Holy Images, subtitled, An Inquiry into Idolatry and Image-worship in Ancient Paganism and in Christianity, covers four lectures dealing with image-worship that Bevan omitted from his volume of Gifford Lectures at Edinburgh in 1933 on Symbolism and Belief. In the first lecture, Bevan surveys aniconic fetishism and a cult of leonic objects from Paleolithic times. He argues that the worship of unwrought stones may have led in many cases to the worship of graven images. The higher religions such as Judaism, Zoroastrianism, Islam, Christianity and Hinduism have repudiated idolatry, for they claim that the object bears no real resemblance to the divinity portrayed rather than from any refusal to associate the divine with the material. Therefore, the prophetic movement in Israel condemned the attempts to make a similitude of God.

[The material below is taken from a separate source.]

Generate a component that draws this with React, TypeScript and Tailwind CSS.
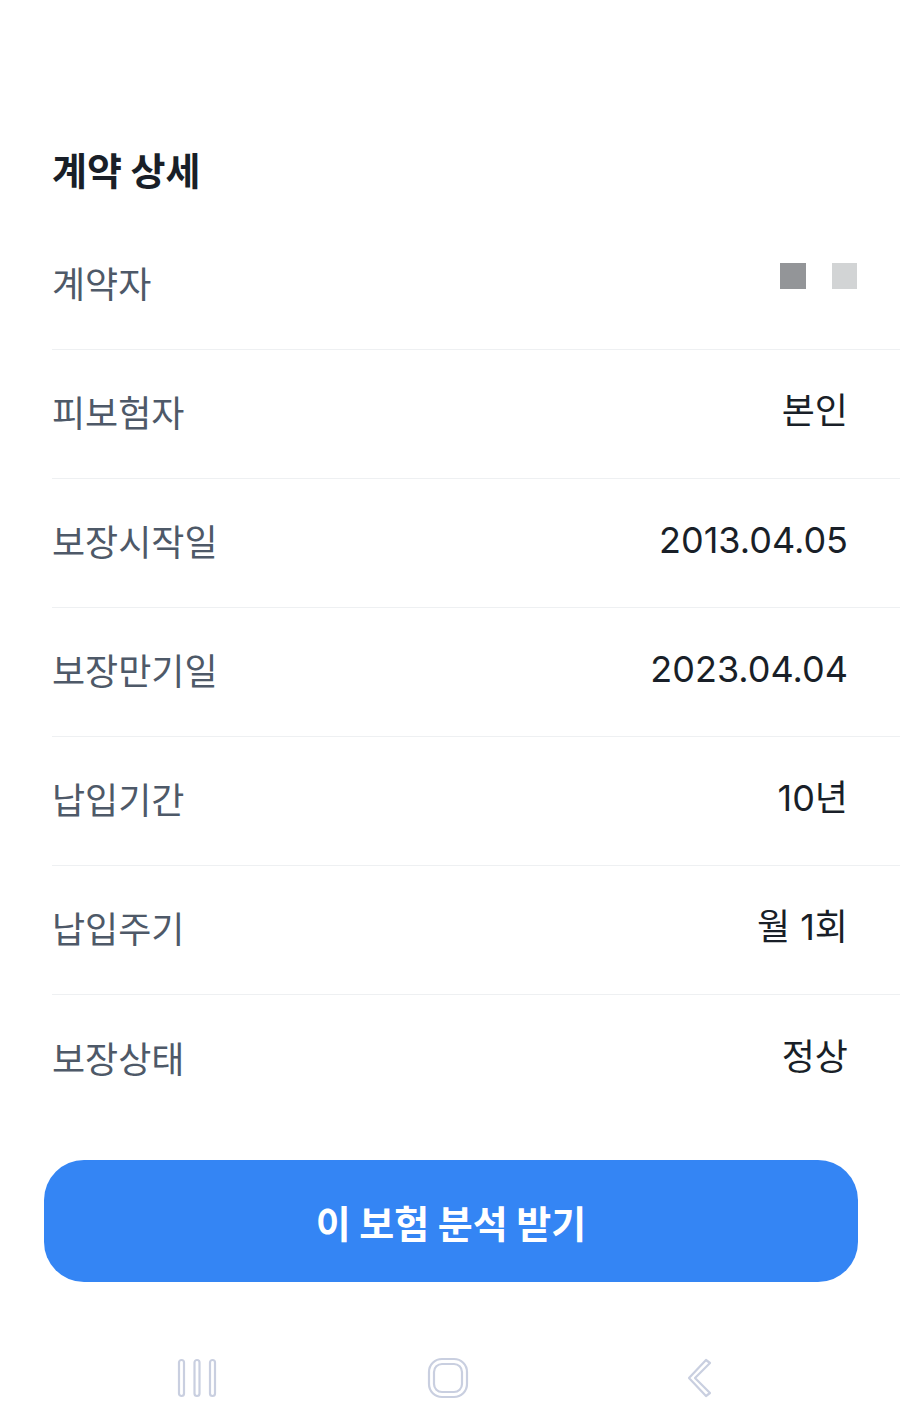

In the second lecture, the two grounds on which idolatry was denounced in the Old Testament are examined. The Second Commandment is not clear whether it is the making or the worshipping of images that is forbidden. The Jews applied the prohibition of the Law to images of all living creatures, but the rabbinic tradition allowed an image to be made of any living creatures, except a human being. In the Talmud, the distinction was made between a picture in the flat and a picture in the round. The Jewish protest condemned not only the offering of homage to images but also the very making of images or pictures of certain things. The archeological evidence from Dura supports that, at the beginning of the Christian era, Jews were not averse to depicting figures of men and animals if they were not the objects of worship.

The third lecture discusses the two ways the Christian attack on pagan idolatry differs from that of the Jews. The Alexandrine Fathers, including Clement, Origen and Tertullian, argue that the representation of objects in art is something unworthy because it is not true. On the other hand, other Christians took much more seriously the pagan claim that there are spirits/devils in idols. The identification of pagan gods with devils influenced the adoption of image-worship in the Christian Church, where the practice of image-worship was general in the eighth century. The Roman Catholic and Orthodox Churches have accepted the practice on archeological evidence, while the Protestant Church has rejected it on the words of early Christian writers and assemblies.

In the last lecture, early Christian regulations promulgated by assemblies are examined. The Canon from Elvira in the fourth century forbids particular representations in churches only. There are three views in regard to the use of pictures. First, the view of Jews and Muslims is that all making of pictures and images are wrong. Second, pictures and images of sacred persons are permissible in order to instruct simple minds in the sacred story, but it is wrong to offer any forms of homage to pictures or images. Third, there is the view that it is right not only to make pictures and images, but to address towards them signs of religious reverence. Bevan claims that the Christian Church moved from the second and first positions to the third. Augustine and Paulinus condemn the image-worship, which the Protestants reject as idolatry. As St John of Damascus defends the image-worship, so the Roman Church and the Orthodox Church accept the image-worship. The author analyzes the historical development of the debates between iconoclasm and image-worship with fairness and accuracy.